Later I had another doll, a soft little baby called Thumbelina, with a music box inside her. The tin box in her belly played a tinkling version of Brahm’s Lullaby. I was a very verbal child, so the repetition of the song saying “Go to sleep, go to sleep, go to sleep little baby,” probably usually worked. (That was our imagined version of the lyrics). Thumbelina’s head was a polystyrene ball covered in a stocking, each eye a single stitch of brown cotton. A mechanical whirring accompanied the tinkling song as her head moved in a slow circle. But she endured.
Little Claudia did get a cheaper imitation of a Barbie doll. Like many girls that get called naughty, she cut her doll’s hair. The way Claudia tells the story, her doll’s head looked too small for the rest of her then. So, with an aesthetic sense that might have pleased Aunty Maureen, five-year-old Claudia tried to sculpt imitation Barbie’s chest. How was she to know that those pneumatic bumps were hollow? Later, her dolls needed plaster casts on their legs (as young Claudia herself did many times) and Claudia found the perfect materials in her father’s workshop. The plaster casts she made from gap-filler were smoothed with her father’s handy and authoritative tools. Claudia still recalls her father, crying out in despair, on finding his expensive files and rasps all but ruined.
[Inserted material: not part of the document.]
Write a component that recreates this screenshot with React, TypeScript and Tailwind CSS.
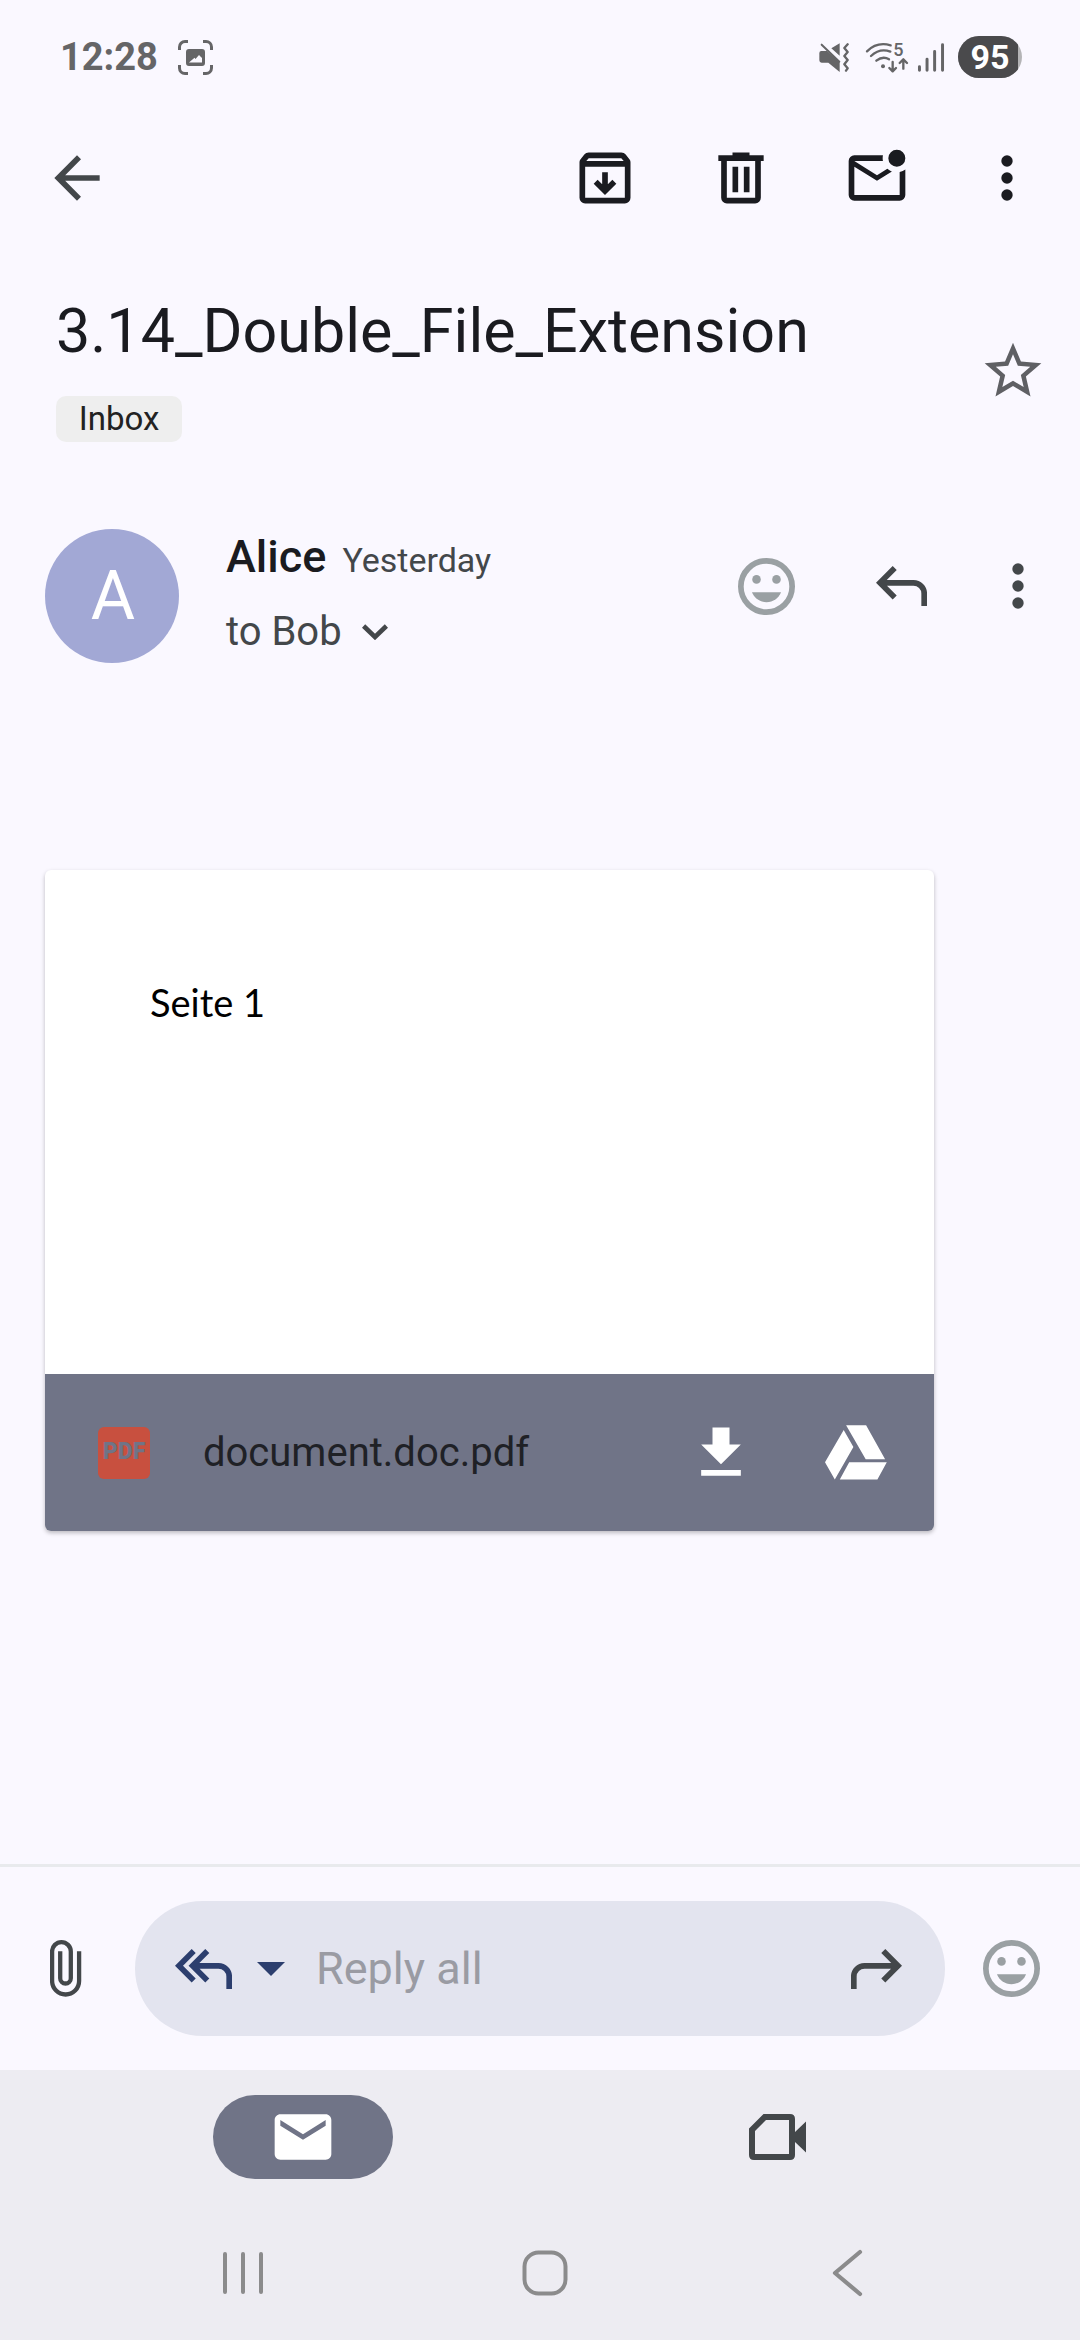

When she was about eight years old, Claudia’s parents, living in a village in the European Black Forest, worked long hours at the local factory. They set out to build the children a dollhouse. It was built in the small hours of the night while Claudia and her little brother slept. Months of work went into the project and, no doubt, many dreams of the children’s happiness.
And it was a beautiful world, that dollhouse. Claudia will tell you how amazing it was, with electric lights wired to a battery, paintings on the walls with handmade wooden frames, a chamber pot by the little bed that was furnished with a puffy quilt and bright pillows. Originally it had a plush red carpet. The dollhouse was a big wooden box divided into two rooms with an exquisitely well-fitted wooden door, impressively door-handled, between them. Different walls on the outside of the house were furnished by wood-patterned and brick wallpaper. At the side of the house there was a broad staircase to a higher level, where there was a bounded gallery like an allure along the top of a castle wall. Downstairs, lace curtains furnished the windows. A graceful floor lamp expressed the sophisticated style of the house’s inhabitants with its corrugated shade made from a cupcake paper or cocktail umbrella.
Claudia and her brother loved the little house and set about playing with enthusiasm. The house was the perfect size for their pair of pet guinea pigs, still small then. (That was before the two guinea pig ‘girls’ had 21 babies and moved to more spacious dwellings in a mobile lawn-mowing pen in the back yard). The cute rodents must have enjoyed running up and down the stairs, scratching around in the velvet carpet and knocking over the nicely upholstered wing chair. The dollhouse truly was full of life. I imagine chatty guinea pig meals served on the little dining table with the furry friends persuaded to sit momentarily in the cosy chairs. There was also a lovely sofa.
Nowadays, the sofa is gone and the carpet in the dollhouse has been replaced for the grandchildren. The electrics don’t work anymore but the funky chandelier of tiny plastic cylinders still overhangs the dining table. Perhaps it only needs a battery. The little wooden house is occupied by a variety of dolls and animals. A cow stands on the allure. There are a few granules in the chamber pot that look like guinea pig poo, but they’re actually little dark brown sweets, thoughtfully placed by a resourceful child.
Claudia’s parents and mine worked long and devoted hours to give us security and delight as children. It didn’t always work out as hoped, but we adventurous girls were forgiven at least a thousand times.
Now that I am grown up, I know that there is pleasure and satisfaction in making something as a gift or creating an artwork. Cooking a meal that will be eaten by a loved one or even putting years into a garden that will not necessarily live on can be its own reward. We can’t all be working on les jardins de Versaille. There’s pleasure in the doing of things. By developing skills and by growing the patience to create something, we make more of ourselves. When others are able to appreciate and enjoy the product of our labours, even over years, that’s exceptional. But the real reward is the learning we carry within us and the knowledge that we are makers.